Checking homework should become an organic part of the lesson, that is, serve either as preparation for studying new material, or as a reinforcement of previously studied issues.

Didactic purposes of knowledge testing.

The requirements for organizing testing of knowledge, skills and abilities are as follows:

  • a) an individual approach to testing students’ knowledge, during which the teacher takes into account their different levels of development, without overestimating or underestimating the requirements;
  • b) careful preparation of testing children’s knowledge, determining its purpose, types and forms at different stages of the lesson;
  • c) preparing questions to test students’ knowledge.

In order to form the foundations of a materialistic worldview, it is necessary to establish relationships and interdependencies in the process of testing knowledge.

There are a huge number of types of homework checking.

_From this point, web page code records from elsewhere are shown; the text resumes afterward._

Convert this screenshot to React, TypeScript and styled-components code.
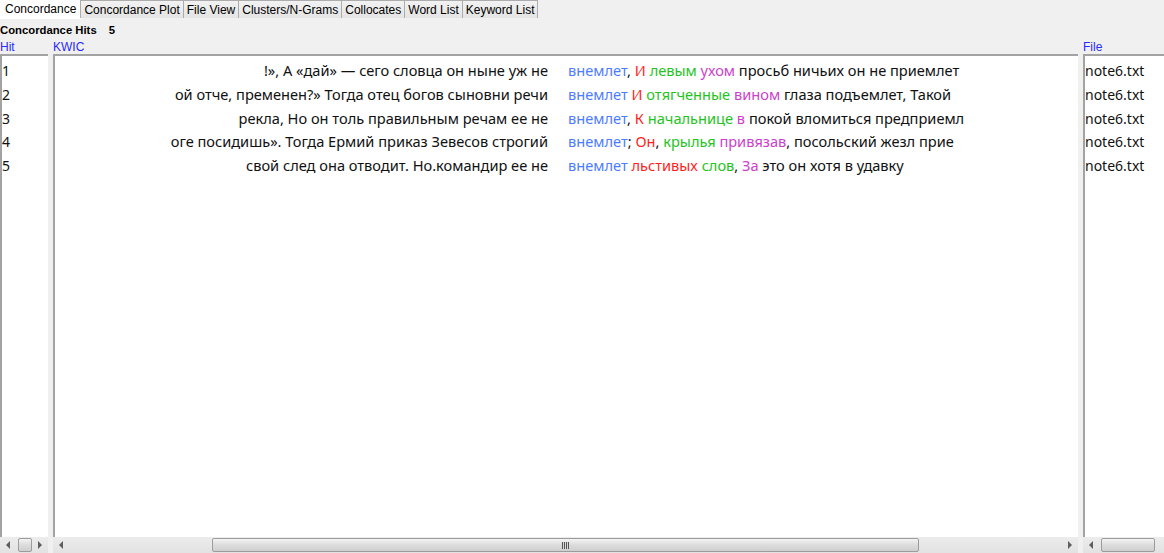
import React from "react";
import styled, { createGlobalStyle } from "styled-components";

const Global = createGlobalStyle`
  html, body { margin: 0; padding: 0; background: #f0f0f0; }
  body { font-family: "Liberation Sans", Arial, sans-serif; }
`;

const Page = styled.div`
  width: 1164px;
  height: 553px;
  overflow: hidden;
  background: #f0f0f0;
  display: flex;
  flex-direction: column;
`;

const TabBar = styled.div`
  display: flex;
  height: 19px;
  align-items: flex-start;
`;

const Tab = styled.div<{ $active?: boolean }>`
  height: ${(p) => (p.$active ? "19px" : "18px")};
  box-sizing: border-box;
  padding: ${(p) => (p.$active ? "1px 4px 0 4px" : "2px 3px 0 3px")};
  font-size: 12px;
  line-height: 15px;
  color: #000;
  white-space: nowrap;
  background: ${(p) => (p.$active ? "#ffffff" : "linear-gradient(#f2f2f2, #e4e4e4)")};
  border: 1px solid ${(p) => (p.$active ? "transparent" : "#acacac")};
  border-bottom: none;
  margin-left: ${(p) => (p.$active ? "0" : "-1px")};
  &:first-child { margin-left: 0; }
`;

const HitsLine = styled.div`
  height: 20px;
  box-sizing: border-box;
  padding-top: 2px;
  display: flex;
  align-items: center;
  gap: 12px;
  font-size: 11.3px;
  font-weight: bold;
  color: #000;
`;

const Body = styled.div`
  flex: 1;
  display: flex;
  gap: 5px;
  min-height: 0;
`;

const Column = styled.div<{ $w: number }>`
  width: ${(p) => p.$w}px;
  flex: none;
  display: flex;
  flex-direction: column;
`;

const Header = styled.div`
  height: 15px;
  font-size: 12px;
  line-height: 17px;
  color: #2a2aff;
  flex: none;
`;

const Panel = styled.div`
  flex: 1;
  background: #ffffff;
  border-top: 2px solid #a3a3a3;
  border-left: 2px solid #a3a3a3;
  padding-top: 3px;
  overflow: hidden;
  font-family: "Noto Sans", "Open Sans", sans-serif;
  font-size: 14px;
  color: #111;
`;

const Row = styled.div`
  height: 23.75px;
  line-height: 23.75px;
  white-space: nowrap;
  overflow: hidden;
`;

const HitRow = styled(Row)`
  padding-left: 0;
`;

const FileRow = styled(Row)`
  padding-left: 0;
`;

const KwicRow = styled(Row)`
  display: grid;
  grid-template-columns: 493px 1fr;
  column-gap: 20px;
  font-size: 14.6px;
`;

const Left = styled.div`
  text-align: right;
  overflow: hidden;
  direction: rtl;
  white-space: nowrap;
`;

const LeftInner = styled.span`
  direction: ltr;
  unicode-bidi: embed;
`;

const Right = styled.div`
  overflow: hidden;
  white-space: nowrap;
`;

const colors: Record<string, string> = {
  k: "#4d7dff",
  r: "#ff1f1f",
  g: "#1fc41f",
  m: "#cc3fcc",
  n: "#111111",
};

const Word = styled.span<{ $c: string }>`
  color: ${(p) => colors[p.$c]};
`;

const Scroll = styled.div`
  height: 16px;
  flex: none;
  display: flex;
  background: linear-gradient(#ececec, #e2e2e2);
`;

const Arrow = styled.div<{ $dir: "l" | "r" }>`
  width: 16px;
  flex: none;
  display: flex;
  align-items: center;
  justify-content: center;
  &::before {
    content: "";
    width: 0;
    height: 0;
    border-top: 4px solid transparent;
    border-bottom: 4px solid transparent;
    ${(p) =>
      p.$dir === "l"
        ? "border-right: 4px solid #5f5f5f;"
        : "border-left: 4px solid #5f5f5f;"}
  }
`;

const Track = styled.div`
  flex: 1;
  display: flex;
  align-items: stretch;
  padding: 1px 0;
  overflow: hidden;
`;

const Thumb = styled.div<{ $grip?: boolean }>`
  flex: none;
  box-sizing: border-box;
  border: 1px solid #9c9c9c;
  border-radius: 2px;
  background: linear-gradient(#f4f4f4, #dcdcdc 50%, #cfcfcf);
  display: flex;
  align-items: center;
  justify-content: center;
  &::after {
    content: "";
    display: ${(p) => (p.$grip ? "block" : "none")};
    width: 7px;
    height: 7px;
    background: repeating-linear-gradient(90deg, #555 0 1px, #d8d8d8 1px 2px);
  }
`;

type Seg = [string, string];

const rows: { left: string; right: Seg[] }[] = [
  {
    left: "!», А «дай» — сего словца он ныне уж не",
    right: [
      ["k", "внемлет"],
      ["n", ", "],
      ["r", "И"],
      ["n", " "],
      ["g", "левым"],
      ["n", " "],
      ["m", "ухом"],
      ["n", " просьб ничьих он не приемлет"],
    ],
  },
  {
    left: "ой отче, пременен?» Тогда отец богов сыновни речи",
    right: [
      ["k", "внемлет"],
      ["n", " "],
      ["r", "И"],
      ["n", " "],
      ["g", "отягченные"],
      ["n", " "],
      ["m", "вином"],
      ["n", " глаза подъемлет, Такой"],
    ],
  },
  {
    left: "рекла, Но он толь правильным речам ее не",
    right: [
      ["k", "внемлет"],
      ["n", ", "],
      ["r", "К"],
      ["n", " "],
      ["g", "начальнице"],
      ["n", " "],
      ["m", "в"],
      ["n", " покой вломиться предприемл"],
    ],
  },
  {
    left: "оге посидишь». Тогда Ермий приказ Зевесов строгий",
    right: [
      ["k", "внемлет"],
      ["n", "; "],
      ["r", "Он"],
      ["n", ", "],
      ["g", "крылья"],
      ["n", " "],
      ["m", "привязав"],
      ["n", ", посольский жезл прие"],
    ],
  },
  {
    left: "свой след она отводит. Но.командир ее не",
    right: [
      ["k", "внемлет"],
      ["n", " "],
      ["r", "льстивых"],
      ["n", " "],
      ["g", "слов"],
      ["n", ", "],
      ["m", "За"],
      ["n", " это он хотя в удавку"],
    ],
  },
];

const tabs = [
  "Concordance",
  "Concordance Plot",
  "File View",
  "Clusters/N-Grams",
  "Collocates",
  "Word List",
  "Keyword List",
];

function ScrollBar({ start, size, grip }: { start: number; size: number; grip?: boolean }) {
  return (
    <Scroll>
      <Arrow $dir="l" />
      <Track>
        <Thumb $grip={grip} style={{ marginLeft: start, width: size }} />
      </Track>
      <Arrow $dir="r" />
    </Scroll>
  );
}

export default function App() {
  return (
    <Page>
      <Global />
      <TabBar>
        {tabs.map((t, i) => (
          <Tab key={t} $active={i === 0}>
            {t}
          </Tab>
        ))}
      </TabBar>
      <HitsLine>
        <span>Concordance Hits</span>
        <span>5</span>
      </HitsLine>
      <Body>
        <Column $w={48}>
          <Header>Hit</Header>
          <Panel>
            {rows.map((_, i) => (
              <HitRow key={i}>{i + 1}</HitRow>
            ))}
          </Panel>
          <ScrollBar start={2} size={14} />
        </Column>
        <Column $w={1025}>
          <Header>KWIC</Header>
          <Panel>
            {rows.map((r, i) => (
              <KwicRow key={i}>
                <Left>
                  <LeftInner>{r.left}</LeftInner>
                </Left>
                <Right>
                  {r.right.map(([c, t], j) => (
                    <Word key={j} $c={c}>
                      {t}
                    </Word>
                  ))}
                </Right>
              </KwicRow>
            ))}
          </Panel>
          <ScrollBar start={143} size={707} grip />
        </Column>
        <Column $w={95}>
          <Header>File</Header>
          <Panel>
            {rows.map((_, i) => (
              <FileRow key={i}>note6.txt</FileRow>
            ))}
          </Panel>
          <ScrollBar start={2} size={54} />
        </Column>
      </Body>
    </Page>
  );
}
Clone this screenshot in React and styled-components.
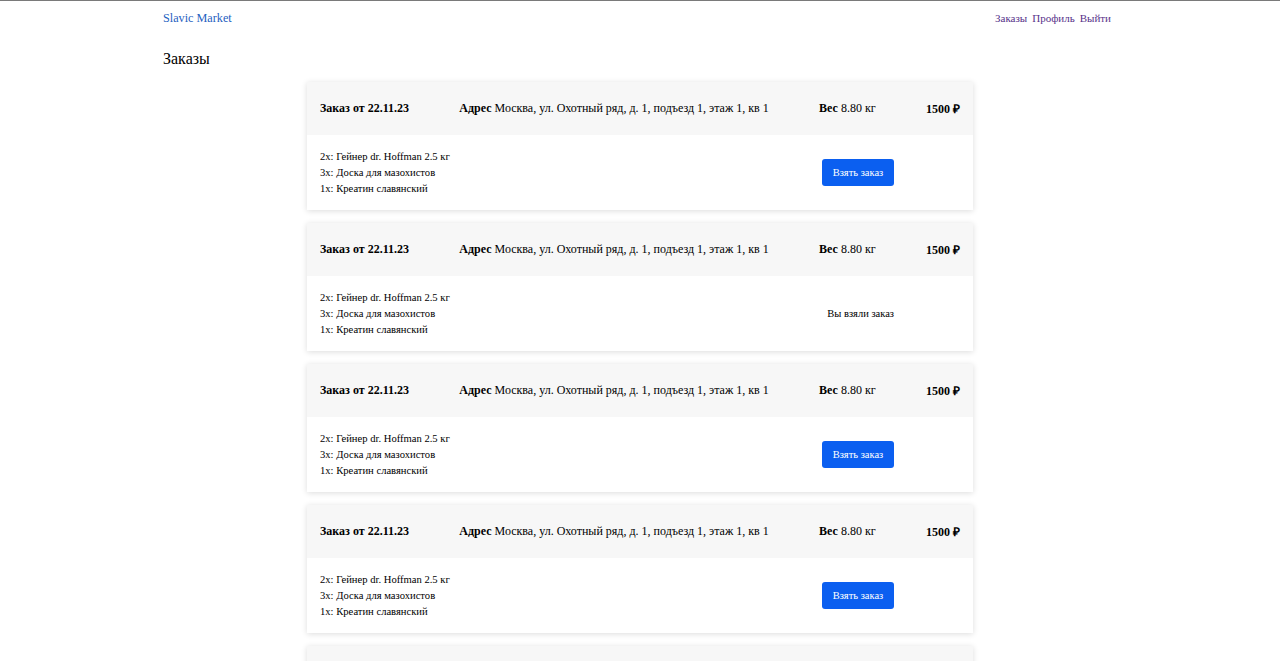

One of the possible methods for checking homework is as follows: each student has a notebook for individual homework. “Weak” and “average” students divide each sheet of the notebook into two columns (vertically or horizontally, depending on the type of work). While completing the work, the student writes only in the first column, leaving the second blank. The teacher, checking the work, marks with a plus sign up to the line where the error is found, which he underlines, and places a minus sign next to it. This means that this is where the error came from. Regardless of what grade the student receives, he is required to work on the mistakes in the second column of the notebook sheet. In this case, the student does not rewrite the condition of the problem and part of its solution, which is correctly written in the first column. This eliminates the issue of overloading the student and doing unnecessary work.

In addition, when working on an error, the student must think about what the error is, find it, and compare his original solution with the newly solved option. It may turn out that this time the student makes a mistake, then the work will continue until the student corrects all the mistakes.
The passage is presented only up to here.